Folha de S. Paulo
Pesquisas indicam mal-estar, economia não
explica pessimismo, que cresce
A leitora diria que o clima no país está bom?
É pergunta vaga, que suscita respostas impressionistas. Mas é apenas de um
jogo, um exercício mental. Desconsidere, por ora, avaliação mais objetiva sobre
condições materiais de vida ou sobre o estado da política, por exemplo. Como
parece o humor de seus concidadãos?
Vivemos o "melhor Natal" desde 2013. A expressão vai entre aspas porque costuma apenas descrever balanços de vendas do comércio ou de indicadores como salário médio ou renda per capita. As pessoas podem estar insatisfeitas com sua situação econômica ainda que tenham melhorado de vida. Podem ter insatisfações gerais mesmo que reconheçam melhoras na economia.
Em 2023, a renda (PIB) per capita
voltou ao pico anterior, de 2013. Em 2024, será a maior desde sempre. O salário
médio será o maior. O nível de pobreza será o mínimo. O consumo médio por
pessoa será pelo menos igual ao do recorde de 2013. A desigualdade não mudou a
ponto de alterar o peso desses números, se mudou.

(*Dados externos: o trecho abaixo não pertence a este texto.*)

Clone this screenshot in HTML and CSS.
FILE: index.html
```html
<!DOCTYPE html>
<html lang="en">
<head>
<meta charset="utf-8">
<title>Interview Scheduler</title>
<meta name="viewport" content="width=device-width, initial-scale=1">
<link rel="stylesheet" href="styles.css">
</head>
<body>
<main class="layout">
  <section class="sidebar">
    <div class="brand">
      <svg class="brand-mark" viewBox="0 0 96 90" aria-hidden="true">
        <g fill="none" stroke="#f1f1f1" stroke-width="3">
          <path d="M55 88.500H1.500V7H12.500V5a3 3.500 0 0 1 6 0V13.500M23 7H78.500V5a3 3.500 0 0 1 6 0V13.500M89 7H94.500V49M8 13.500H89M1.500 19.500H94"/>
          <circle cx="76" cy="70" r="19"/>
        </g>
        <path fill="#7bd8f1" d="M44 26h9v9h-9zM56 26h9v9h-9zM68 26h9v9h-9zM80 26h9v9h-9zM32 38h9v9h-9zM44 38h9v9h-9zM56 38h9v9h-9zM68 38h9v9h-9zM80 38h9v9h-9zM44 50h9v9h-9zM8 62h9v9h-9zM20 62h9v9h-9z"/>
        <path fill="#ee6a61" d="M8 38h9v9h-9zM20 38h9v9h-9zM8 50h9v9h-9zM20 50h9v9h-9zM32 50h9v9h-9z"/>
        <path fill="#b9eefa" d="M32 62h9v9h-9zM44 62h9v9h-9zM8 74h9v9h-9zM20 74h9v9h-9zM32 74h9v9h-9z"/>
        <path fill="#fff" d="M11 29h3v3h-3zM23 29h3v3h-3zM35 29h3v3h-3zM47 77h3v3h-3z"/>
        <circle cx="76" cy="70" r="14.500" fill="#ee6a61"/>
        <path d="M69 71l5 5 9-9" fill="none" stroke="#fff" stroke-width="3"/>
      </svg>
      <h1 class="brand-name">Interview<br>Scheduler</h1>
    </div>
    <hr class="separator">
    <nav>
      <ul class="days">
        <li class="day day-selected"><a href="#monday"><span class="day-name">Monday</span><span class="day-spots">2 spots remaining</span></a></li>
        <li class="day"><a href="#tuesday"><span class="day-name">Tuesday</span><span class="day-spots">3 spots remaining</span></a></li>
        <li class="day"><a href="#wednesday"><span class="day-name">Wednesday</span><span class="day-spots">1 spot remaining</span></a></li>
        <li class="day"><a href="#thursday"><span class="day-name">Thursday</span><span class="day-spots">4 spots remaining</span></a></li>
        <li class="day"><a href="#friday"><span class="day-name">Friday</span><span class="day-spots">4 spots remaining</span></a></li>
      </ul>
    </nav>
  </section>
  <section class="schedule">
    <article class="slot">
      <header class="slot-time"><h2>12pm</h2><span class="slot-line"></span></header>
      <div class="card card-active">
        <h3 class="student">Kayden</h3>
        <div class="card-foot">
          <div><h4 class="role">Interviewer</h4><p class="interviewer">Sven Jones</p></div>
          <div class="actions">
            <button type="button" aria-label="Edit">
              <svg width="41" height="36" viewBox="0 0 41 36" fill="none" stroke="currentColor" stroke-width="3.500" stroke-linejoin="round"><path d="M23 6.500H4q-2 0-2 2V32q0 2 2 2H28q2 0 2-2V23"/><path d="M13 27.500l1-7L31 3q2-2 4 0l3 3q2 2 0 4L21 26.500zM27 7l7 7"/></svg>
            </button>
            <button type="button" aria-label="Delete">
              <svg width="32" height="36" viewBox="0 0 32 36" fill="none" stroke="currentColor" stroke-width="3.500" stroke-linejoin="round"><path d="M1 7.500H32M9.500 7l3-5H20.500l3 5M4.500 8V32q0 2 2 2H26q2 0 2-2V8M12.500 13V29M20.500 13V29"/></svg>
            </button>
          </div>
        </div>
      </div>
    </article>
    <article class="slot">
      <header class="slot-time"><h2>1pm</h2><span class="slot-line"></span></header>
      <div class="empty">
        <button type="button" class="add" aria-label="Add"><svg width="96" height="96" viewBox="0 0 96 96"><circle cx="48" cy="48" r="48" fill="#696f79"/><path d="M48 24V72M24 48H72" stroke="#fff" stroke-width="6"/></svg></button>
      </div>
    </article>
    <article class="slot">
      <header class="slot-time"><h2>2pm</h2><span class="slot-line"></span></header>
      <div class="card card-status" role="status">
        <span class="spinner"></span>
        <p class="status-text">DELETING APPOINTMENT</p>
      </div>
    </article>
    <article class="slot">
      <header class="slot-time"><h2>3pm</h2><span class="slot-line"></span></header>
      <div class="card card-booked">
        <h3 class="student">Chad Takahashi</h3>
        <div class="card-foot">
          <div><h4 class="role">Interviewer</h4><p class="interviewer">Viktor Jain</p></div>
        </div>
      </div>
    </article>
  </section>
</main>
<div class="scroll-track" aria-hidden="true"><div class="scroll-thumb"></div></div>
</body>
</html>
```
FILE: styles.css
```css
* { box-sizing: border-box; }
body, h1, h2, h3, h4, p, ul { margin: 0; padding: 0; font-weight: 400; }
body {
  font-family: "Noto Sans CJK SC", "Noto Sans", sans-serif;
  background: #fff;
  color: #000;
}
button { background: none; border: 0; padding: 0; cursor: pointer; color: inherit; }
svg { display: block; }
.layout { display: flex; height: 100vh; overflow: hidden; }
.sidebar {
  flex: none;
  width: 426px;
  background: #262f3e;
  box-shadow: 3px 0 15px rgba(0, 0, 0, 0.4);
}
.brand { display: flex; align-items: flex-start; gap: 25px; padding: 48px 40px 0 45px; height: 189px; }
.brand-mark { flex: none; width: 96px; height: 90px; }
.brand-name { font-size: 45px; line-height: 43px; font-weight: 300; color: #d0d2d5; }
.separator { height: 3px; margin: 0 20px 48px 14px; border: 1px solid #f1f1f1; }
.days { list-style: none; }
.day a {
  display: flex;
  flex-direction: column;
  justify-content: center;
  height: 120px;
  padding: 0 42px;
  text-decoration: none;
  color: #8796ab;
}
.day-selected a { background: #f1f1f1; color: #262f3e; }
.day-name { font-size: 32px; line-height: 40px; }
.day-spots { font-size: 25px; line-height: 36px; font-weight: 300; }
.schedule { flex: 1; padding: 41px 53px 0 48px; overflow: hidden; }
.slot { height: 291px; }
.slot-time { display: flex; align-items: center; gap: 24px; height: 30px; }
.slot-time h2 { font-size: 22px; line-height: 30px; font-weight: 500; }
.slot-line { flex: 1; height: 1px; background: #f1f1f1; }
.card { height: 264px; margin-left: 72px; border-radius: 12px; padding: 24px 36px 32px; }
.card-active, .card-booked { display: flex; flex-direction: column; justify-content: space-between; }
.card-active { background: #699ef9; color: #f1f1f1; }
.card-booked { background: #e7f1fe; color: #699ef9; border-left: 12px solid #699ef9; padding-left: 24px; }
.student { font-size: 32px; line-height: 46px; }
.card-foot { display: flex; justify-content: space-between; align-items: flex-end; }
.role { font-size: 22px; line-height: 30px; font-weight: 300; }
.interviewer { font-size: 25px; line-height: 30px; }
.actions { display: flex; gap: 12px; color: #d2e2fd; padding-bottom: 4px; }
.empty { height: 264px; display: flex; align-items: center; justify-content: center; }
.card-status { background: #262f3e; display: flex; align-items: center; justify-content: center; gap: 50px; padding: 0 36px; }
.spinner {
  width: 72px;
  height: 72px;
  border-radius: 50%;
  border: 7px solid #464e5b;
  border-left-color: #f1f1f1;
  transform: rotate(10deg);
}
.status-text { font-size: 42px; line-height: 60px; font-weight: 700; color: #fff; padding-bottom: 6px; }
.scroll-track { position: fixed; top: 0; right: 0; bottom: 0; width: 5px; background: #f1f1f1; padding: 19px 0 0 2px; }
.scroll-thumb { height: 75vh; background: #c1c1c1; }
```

A avaliação do presidente Lula está
em nível medíocre (35% de "ótimo/bom", 34% de
"ruim/péssimo"), segundo o Datafolha de
dezembro. Em relação aos últimos seis meses, a economia está pior para 40%
(eram 29% em setembro de 2023), segundo pesquisa Ipec de dezembro. Nos próximos
seis meses, vai melhorar para 39% (ante 51% em setembro de 2023).
Deixamos para trás uma década de depressão. O
problema é que saímos faz pouco tempo do buraco e talvez não exista segurança
de que a melhora persista? A maioria da população não está informada quanto a
previsões macroeconômicas ou pacote fiscal. Não vem daí o mau humor.
Uma década ruim deixou traumas? Tivemos Junho
de 2013, decepção pós-eleição de 2014, Lava Jato, impeachment,
Grande Recessão de 2014-16, prisão de Lula, estagnação de 2017-19, Covid, a
grande miséria de 2021 (quando o povo sem emprego foi largado na fome por Jair
Bolsonaro).
A confiança do consumidor medida pela FGV
(Fundação Getulio Vargas) jamais se recuperou da crise que começou em 2014. É
um indicador de avaliação de situação e expectativa quanto à economia, à
condição financeira da família etc. Confiança abaixo de 100 significa que há
mais avaliações negativas do que positivas. O índice não passa de 100 desde
dezembro de 2013. Excluindo o período da epidemia, foi ao fundo do poço em
setembro de 2015 (64,5). Subiu à casa de 95 em setembro de 2023 e em novembro
de 2024. Em dezembro, ficou em 92.
Considere-se um indicador aproximado de
otimismo com o país, de uma pesquisa do centro Pew (EUA). Em 2010, 53%
dos brasileiros achavam
que o Brasil "um dia será" "uma das nações mais poderosas do
mundo"; "nunca será": 20%. Em 2017, os números eram
respectivamente 31% e 48%. Neste 2024, 38% e 34%, ainda longe de 2010. A
satisfação com o "funcionamento da democracia" sob Dilma 1 era de
66%; em 2024, de 44%.
Há "polarização", política,
cultural, religiosa. Para quem votou em Bolsonaro em 2022, o país está no
"caminho errado" para 82%, segundo pesquisa Ipec; no "caminho
certo" para 13%. Para os eleitores de Lula, 23% e 72%, respectivamente.
Década e meia de expansão de redes sociais e
a disseminação do ódio e da desrazão não ajudam. O temor de golpe,
autoritarismo e violência política, assim como os mitos do risco de comunismo e
de opressão "identitária", pioram o clima.
Ainda assim, o mal-estar é intrigante.